February 28, 2009 · No Comments

Gold is the world’s oldest international currency and has played a role in the currency system of almost every country.  The properties of gold like the fact that it is scarce, durable, easily divisible, and highly valued has made it the perfect means of exchange across the world for over 2000 years.  The founding fathers also recognized the importance of gold as money and wrote into our constitution the following:

No state shall …coin money; emit bills of credit; [or] make anything but gold and silver coin a tender in payment of debts.” From Article I, Section 10, Paragraph 1 of the U.S. Constitution.

Appropriately, the Ohio Revised Code also defines money as “gold, silver, and other coin”.  For the founding fathers and for the states, gold and silver were the choice for money because it held intrinsic value that was not open to manipulation by banks or the government.

Over time, sound and honest money like gold has been phased out of the U.S. economy, but not without many deleterious effects.  First in 1913, before the great depression,  the Federal Reserve Act passed by Congress created a private banking cartel we commonly called the Fed.  This act granted the Fed the power to control the amount of money and credit in the U.S. economy.  The American people were told the purpose of the Federal Reserve was to create stability in the economy and break the power of the banking “trust”, a group of elite bankers that the public viewed as having enormous power in Washington.  However, even with the creation of the Fed, the U.S. dollar was still backed by gold which limited the amount of money the Fed could inject into the economy.  Americans were still free to redeem their paper money for its equivalent gold at a bank.

In 1971 any remaining tie between the US dollar and gold was officially ended when Richard Nixon closed the “gold window”.  After that, instead of a monetary system based on something real and physical like gold, we had a “fiat” monetary system based solely on trust.  With a fiat system, the people trust that when politicians in Washington and the banking cartel make decisions about how much money and credit the economy needs, they will be able to figure out the proper amount needed, and will act in the best interests of the American people.  However as one might expect this is not always the case because creating excess money and credit can be of great benefit to both Washington and the banks.  It is the creation of the Federal Reserve in 1913 and the removal of any physical backing to paper money in 1971 that allows Washington and the Federal Reserve to literally create as much money out of thin air as they see fit.

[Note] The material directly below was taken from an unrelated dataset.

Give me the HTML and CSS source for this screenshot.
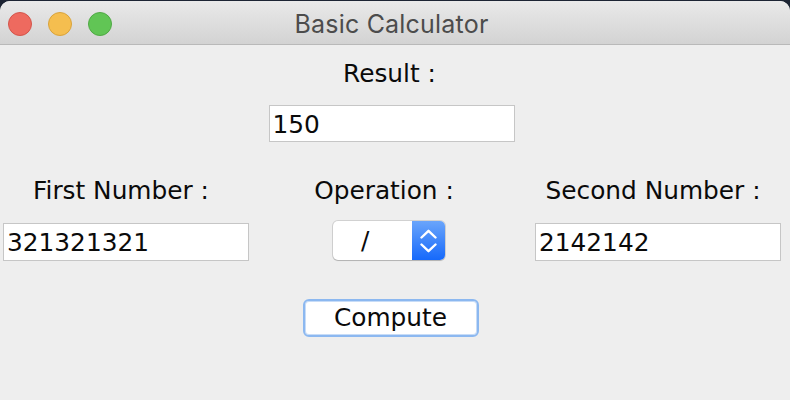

The fiat monetary system explains why a dollar from 1920 is only worth 2.5 cents today, and still on the decline.  If excess money is created which benefits those who get the money first, devaluation of our money occurs which is also called inflation.  Inflation, although it is an invisible tax, it is one of the largest and most regressive of taxes the American people pay.  Inflation also reduces the incentive to save because money not spent becomes worth less with time.  But inflation has not been the only downside of our fiat monetary system.  Today, especially in light of our current economic problems, more and more people are questioning the wisdom of the decision to eliminate the use of sound an honest money like gold.  Modern research by scholars and economists shows that our staggering budget deficits, unstable credit bubbles, trade deficits, economic busts, and declining living standards making it harder to make ends meet are in fact at their root caused by our current fiat monetary system which gives bankers and politicians the ability to create money at will.   There can be no real solutions to our problems until the monetary system is reformed.

It is not necessary to scrap the entire existing system overnight which would create a tremendous shock to the global economy.  Rather the solution lies in introducing competition into the existing monetary system.  The Honest Money Act serves just that purpose, it allows people to have freedom of choice for the money they use.